E ancora, il lavoro. Cresce l’occupazione, ma 8 nuovi occupati su dieci hanno più di 50 anni. Proprio sul fronte della forza lavoro si addensano i maggiori pericoli del crollo demografico. Secondo le stime Onu, l’Europa è destinata a perdere da qui al 2050 il 15% delle persone tra i 15 e i 49 anni, il Giappone ne perderà il 20%, la Corea del Sud il 40%, gli Stati Uniti, senza l’apporto degli immigrati, il 20%. Quanto all’Italia, da tempo diversi istituti segnalano il buco che si verrà a creare tra breve, pari a circa 6 milioni di persone in età lavorativa in meno. Quanto alle imprese, l’Istat calcola che oltre il 30% sia a rischio passaggio generazionale: mancando, appunto, la generazione a cui passare l’azienda. È questione di “braccia”, ma anche di cervelli: se i giovani sono sempre meno, occorre che siano molto ben preparati. Mentre l’Italia è ancora in bassa classifica rispetto ai titoli di studio, considerando che un terzo della popolazione ha appena la terza media, anche se il salto è stato notevole: in trent’anni, dal 1992 al 2023, la quota di 25-34enni laureati è passata dal 7% a ben il 30%, con un picco del 37% tra le donne.
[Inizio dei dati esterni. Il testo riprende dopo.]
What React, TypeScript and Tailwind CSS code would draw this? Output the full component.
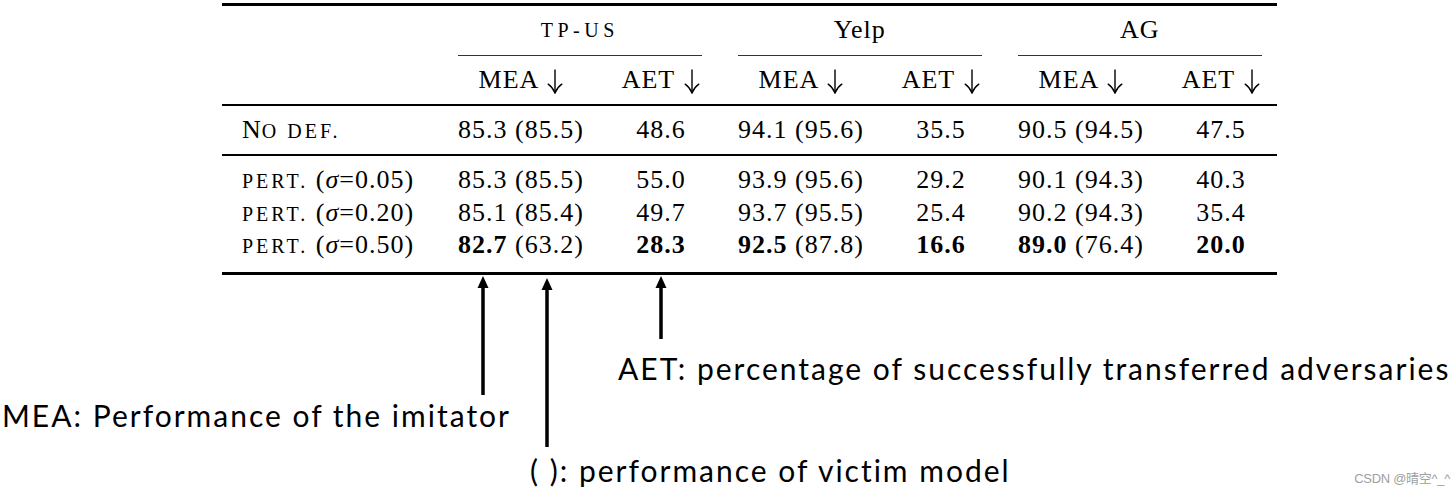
import React from 'react'

const serif = { fontFamily: '"Liberation Serif", "Times New Roman", serif' }
const calibriLike = { fontFamily: 'Lato, "Open Sans", sans-serif' }

type Cell = { v: string; p?: string; b?: boolean }
type Row = { label: React.ReactNode; cells: Cell[] }

// faux small caps: real capitals set smaller and spaced out, like the paper's font
function Sc({ children, wide }: { children: React.ReactNode; wide?: boolean }) {
  return (
    <span className={`uppercase text-[20px] leading-none ${wide ? 'tracking-[4.5px]' : 'tracking-[3px]'}`}>{children}</span>
  )
}

// thin math-style \downarrow
function Down() {
  return (
    <svg className="inline-block align-[-6px] ml-[2px]" width="16" height="25" viewBox="0 0 16 25" fill="none">
      <line x1="8" y1="0.5" x2="8" y2="23.5" stroke="#000" strokeWidth="1.4" />
      <path d="M1.2 15.2 Q5.6 18.2 8 24 Q10.4 18.2 14.8 15.2" stroke="#000" strokeWidth="1.4" strokeLinecap="round" />
    </svg>
  )
}

const noDef: Cell[] = [
  { v: '85.3', p: '(85.5)' }, { v: '48.6' },
  { v: '94.1', p: '(95.6)' }, { v: '35.5' },
  { v: '90.5', p: '(94.5)' }, { v: '47.5' },
]

function Pert({ s }: { s: string }) {
  return (
    <span>
      <Sc>pert.</Sc> (<i>σ</i>=0.{s})
    </span>
  )
}

const pertRows: Row[] = [
  {
    label: <Pert s="05" />,
    cells: [
      { v: '85.3', p: '(85.5)' }, { v: '55.0' },
      { v: '93.9', p: '(95.6)' }, { v: '29.2' },
      { v: '90.1', p: '(94.3)' }, { v: '40.3' },
    ],
  },
  {
    label: <Pert s="20" />,
    cells: [
      { v: '85.1', p: '(85.4)' }, { v: '49.7' },
      { v: '93.7', p: '(95.5)' }, { v: '25.4' },
      { v: '90.2', p: '(94.3)' }, { v: '35.4' },
    ],
  },
  {
    label: <Pert s="50" />,
    cells: [
      { v: '82.7', p: '(63.2)', b: true }, { v: '28.3', b: true },
      { v: '92.5', p: '(87.8)', b: true }, { v: '16.6', b: true },
      { v: '89.0', p: '(76.4)', b: true }, { v: '20.0', b: true },
    ],
  },
]

const gridCols = 'grid grid-cols-[200px_127px_82px_127px_82px_127px_82px] gap-x-[35.5px] pr-[15px]'

function Value({ c }: { c: Cell }) {
  return (
    <span className="text-center whitespace-nowrap">
      <span className={c.b ? 'font-bold' : ''}>{c.v}</span>
      {c.p ? ` ${c.p}` : ''}
    </span>
  )
}

function Arrow({ x, top, bottom }: { x: number; top: number; bottom: number }) {
  return (
    <svg
      className="absolute"
      style={{ left: x - 7, top }}
      width={14}
      height={bottom - top}
      viewBox={`0 0 14 ${bottom - top}`}
    >
      <line x1="7" y1="10" x2="7" y2={bottom - top} stroke="#000" strokeWidth="3.5" />
      <polygon points="7,0 1.5,12 12.5,12" fill="#000" />
    </svg>
  )
}

export default function App() {
  return (
    <div className="relative w-[1456px] h-[498px] bg-white text-black overflow-hidden">
      {/* table */}
      <div className="pt-[3px] pl-[222px]" style={serif}>
        <div className="w-[1055px] border-t-[3px] border-b-[3px] border-black text-[26px] tracking-[1px] leading-[32px]">
          <div className={`${gridCols} h-[49.5px]`}>
            <span />
            {['tp-us', 'Yelp', 'AG'].map((g, i) => (
              <span
                key={g}
                className="col-span-2 flex items-center justify-center border-b-[1.5px] border-[#333]"
              >
                {i === 0 ? <Sc wide>{g}</Sc> : g}
              </span>
            ))}
          </div>
          <div className={`${gridCols} h-[50.5px] items-center border-b-2 border-black`}>
            <span />
            {[0, 1, 2].map((i) => (
              <React.Fragment key={i}>
                <span className="text-center whitespace-nowrap">
                  MEA <Down />
                </span>
                <span className="text-center whitespace-nowrap">
                  AET <Down />
                </span>
              </React.Fragment>
            ))}
          </div>
          <div className={`${gridCols} h-[50px] items-center border-b-2 border-black`}>
            <span className="pl-5 whitespace-nowrap">
              N<Sc>o def.</Sc>
            </span>
            {noDef.map((c, i) => (
              <Value key={i} c={c} />
            ))}
          </div>
          <div className="pt-2 pb-[10px]">
            {pertRows.map((r, ri) => (
              <div key={ri} className={`${gridCols} h-[32.5px] items-center`}>
                <span className="pl-5 whitespace-nowrap">{r.label}</span>
                {r.cells.map((c, i) => (
                  <Value key={i} c={c} />
                ))}
              </div>
            ))}
          </div>
        </div>
      </div>

      {/* annotations */}
      <Arrow x={483} top={276} bottom={395} />
      <Arrow x={547} top={278} bottom={447} />
      <Arrow x={661} top={276} bottom={339} />

      <div className="absolute left-[618px] top-[353px] text-[30px] tracking-[2px] leading-none whitespace-nowrap" style={calibriLike}>
        AET: percentage of successfully transferred adversaries
      </div>
      <div className="absolute left-[2px] top-[400px] text-[30px] tracking-[2px] leading-none whitespace-nowrap" style={calibriLike}>
        MEA: Performance of the imitator
      </div>
      <div className="absolute left-[530px] top-[455px] text-[30px] tracking-[2px] leading-none whitespace-nowrap" style={calibriLike}>
        ( ): performance of victim model
      </div>

      <div
        className="absolute right-[6px] bottom-[10px] text-[13px] text-[#a0a0a0] tracking-[-0.3px]"
        style={{ fontFamily: '"Liberation Sans", "Noto Sans CJK SC", sans-serif' }}
      >
        CSDN @晴空^_^
      </div>
    </div>
  )
}
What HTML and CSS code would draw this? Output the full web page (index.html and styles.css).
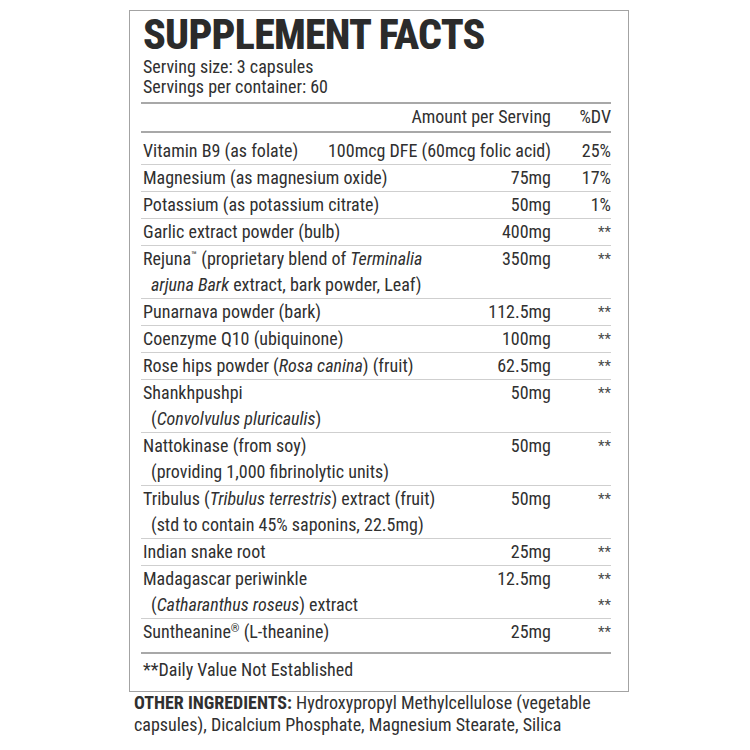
FILE: index.html
```html
<!DOCTYPE html>
<html lang="en">
<head>
<meta charset="utf-8">
<title>Supplement Facts</title>
<link rel="stylesheet" href="styles.css">
</head>
<body>
<div class="label">
  <h1 class="title">SUPPLEMENT FACTS</h1>
  <div class="serving">
    <div>Serving size: 3 capsules</div>
    <div>Servings per container: 60</div>
  </div>
  <div class="table">
    <div class="head">
      <span class="amt">Amount per Serving</span>
      <span class="dv">%DV</span>
    </div>
    <div class="row first">
      <span class="name">Vitamin B9 (as folate)</span>
      <span class="amt">100mcg DFE (60mcg folic acid)</span>
      <span class="dv">25%</span>
    </div>
    <div class="row">
      <span class="name">Magnesium (as magnesium oxide)</span>
      <span class="amt">75mg</span>
      <span class="dv">17%</span>
    </div>
    <div class="row">
      <span class="name">Potassium (as potassium citrate)</span>
      <span class="amt">50mg</span>
      <span class="dv">1%</span>
    </div>
    <div class="row">
      <span class="name">Garlic extract powder (bulb)</span>
      <span class="amt">400mg</span>
      <span class="dv star">**</span>
    </div>
    <div class="row">
      <span class="name">Rejuna<sup class="mark">™</sup> (proprietary blend of <i>Terminalia</i><br><i>arjuna Bark</i> extract, bark powder, Leaf)</span>
      <span class="amt">350mg</span>
      <span class="dv star">**</span>
    </div>
    <div class="row">
      <span class="name">Punarnava powder (bark)</span>
      <span class="amt">112.5mg</span>
      <span class="dv star">**</span>
    </div>
    <div class="row">
      <span class="name">Coenzyme Q10 (ubiquinone)</span>
      <span class="amt">100mg</span>
      <span class="dv star">**</span>
    </div>
    <div class="row">
      <span class="name">Rose hips powder (<i>Rosa canina</i>) (fruit)</span>
      <span class="amt">62.5mg</span>
      <span class="dv star">**</span>
    </div>
    <div class="row">
      <span class="name">Shankhpushpi<br>(<i>Convolvulus pluricaulis</i>)</span>
      <span class="amt">50mg</span>
      <span class="dv star">**</span>
    </div>
    <div class="row">
      <span class="name">Nattokinase (from soy)<br>(providing 1,000 fibrinolytic units)</span>
      <span class="amt">50mg</span>
      <span class="dv star">**</span>
    </div>
    <div class="row">
      <span class="name">Tribulus (<i>Tribulus terrestris</i>) extract (fruit)<br>(std to contain 45% saponins, 22.5mg)</span>
      <span class="amt">50mg</span>
      <span class="dv star">**</span>
    </div>
    <div class="row">
      <span class="name">Indian snake root</span>
      <span class="amt">25mg</span>
      <span class="dv star">**</span>
    </div>
    <div class="row">
      <span class="name">Madagascar periwinkle<br>(<i>Catharanthus roseus</i>) extract</span>
      <span class="amt">12.5mg</span>
      <span class="dv star">**<br>**</span>
    </div>
    <div class="row last">
      <span class="name">Suntheanine<sup class="mark">®</sup> (L-theanine)</span>
      <span class="amt">25mg</span>
      <span class="dv star">**</span>
    </div>
  </div>
  <div class="note">**Daily Value Not Established</div>
</div>
<p class="other"><b>OTHER INGREDIENTS:</b> Hydroxypropyl Methylcellulose (vegetable capsules), Dicalcium Phosphate, Magnesium Stearate, Silica</p>
</body>
</html>
```
FILE: styles.css
```css
html, body {
  margin: 0;
  padding: 0;
  background: #ffffff;
}

body {
  font-family: "Roboto Condensed", "Roboto", "Liberation Sans", sans-serif;
  font-size: 18px;
  color: #303030;
}

.label {
  box-sizing: border-box;
  width: 500px;
  height: 682px;
  margin: 10px 0 0 129px;
  padding: 2px 17px 0 11px;
  border: 1px solid #a3a3a3;
}

.title {
  margin: 0;
  font-size: 42px;
  line-height: 44px;
  font-weight: 800;
  letter-spacing: -0.8px;
  color: #2b2b2b;
  padding-left: 2px;
}

.serving {
  line-height: 20px;
  padding-left: 2px;
  padding-bottom: 5px;
  border-bottom: 2px solid #a8a8a8;
}

.head,
.row {
  display: flex;
  line-height: 26px;
}

.head {
  padding-bottom: 1px;
  border-bottom: 2px solid #a8a8a8;
}

.row {
  border-bottom: 1px solid #cfcfcf;
}

.row.first {
  padding-top: 5px;
}

.row.last {
  padding-bottom: 7px;
  border-bottom: 2px solid #a8a8a8;
}

.name {
  flex: 1;
  white-space: nowrap;
  padding-left: 10px;
  text-indent: -8px;
}

.head .amt {
  margin-left: auto;
}

.amt {
  white-space: nowrap;
  text-align: right;
}

.dv {
  width: 60px;
  flex: none;
  text-align: right;
  white-space: nowrap;
}

.star {
  font-size: 15px;
  color: #4a4a4a;
  line-height: 26px;
}

.mark {
  font-size: 11px;
  vertical-align: 6px;
  line-height: 0;
}

.note {
  padding: 3px 0 0 2px;
  line-height: 26px;
}

.other {
  margin: 0 0 0 134px;
  width: 480px;
  line-height: 22px;
}

.other b {
  font-weight: 700;
}
```
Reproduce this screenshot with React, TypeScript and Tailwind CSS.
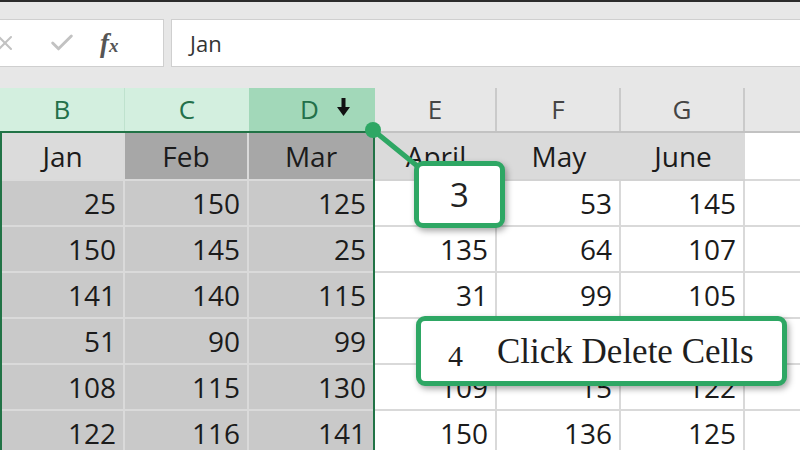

Ma c’è poco da gioire se poi, una volta laureati, se ne vanno altrove.
Introducendo il Rapporto Istat a Montecitorio, uno dei relatori ha osservato che la situazione che sta vivendo l’Italia dal punto di vista demografico ‘’non può essere affrontata con strumenti ordinari’’, ed ha perfettamente ragione. Purtroppo nessuno sembra ancora aver chiaro quali sarebbero gli strumenti ‘’straordinari’’ utili al nostro caso. Però possiamo consolarci col dato forse più positivo di tutto il rapporto, e cioè: invecchiamo tantissimo, è vero, ma invecchiamo assai bene, tanto da vantare il record mondiale dei centenari (oltre 23 mila) e abbiamo del tutto recuperato l’aspettativa di vita dopo la botta della pandemia. Tanto che proprio l’Istat suggerisce di non tenere più in considerazione il dato dei 65 anni, indicato dalla statistica come ingresso ufficiale nella vecchiaia, ma spingerci serenamente almeno dieci anni avanti. Forever young.